> Records to process:
· · ·
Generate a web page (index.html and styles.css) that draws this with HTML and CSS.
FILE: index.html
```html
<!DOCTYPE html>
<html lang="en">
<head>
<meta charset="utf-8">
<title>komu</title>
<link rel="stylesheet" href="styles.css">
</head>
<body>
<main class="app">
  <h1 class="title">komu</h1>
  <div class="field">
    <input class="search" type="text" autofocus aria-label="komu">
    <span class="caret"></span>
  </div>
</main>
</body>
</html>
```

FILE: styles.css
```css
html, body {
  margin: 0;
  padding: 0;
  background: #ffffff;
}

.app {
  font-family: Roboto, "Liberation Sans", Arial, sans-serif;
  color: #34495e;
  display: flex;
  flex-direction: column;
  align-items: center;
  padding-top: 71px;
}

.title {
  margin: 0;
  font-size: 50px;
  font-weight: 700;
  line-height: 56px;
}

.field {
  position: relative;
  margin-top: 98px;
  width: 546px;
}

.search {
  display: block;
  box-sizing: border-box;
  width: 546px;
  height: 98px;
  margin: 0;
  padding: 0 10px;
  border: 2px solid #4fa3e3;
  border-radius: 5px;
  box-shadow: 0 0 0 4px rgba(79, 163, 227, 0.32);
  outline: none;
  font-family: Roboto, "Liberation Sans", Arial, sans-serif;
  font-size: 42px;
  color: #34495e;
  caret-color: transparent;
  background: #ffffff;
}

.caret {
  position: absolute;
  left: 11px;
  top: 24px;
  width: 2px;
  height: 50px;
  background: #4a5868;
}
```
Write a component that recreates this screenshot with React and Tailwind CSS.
· · ·
> Requirement:
Identify each line in the entries with the word "index" and copy it.

> Finished task:
Generate a web page (index.html and styles.css) that draws this with HTML and CSS.
FILE: index.html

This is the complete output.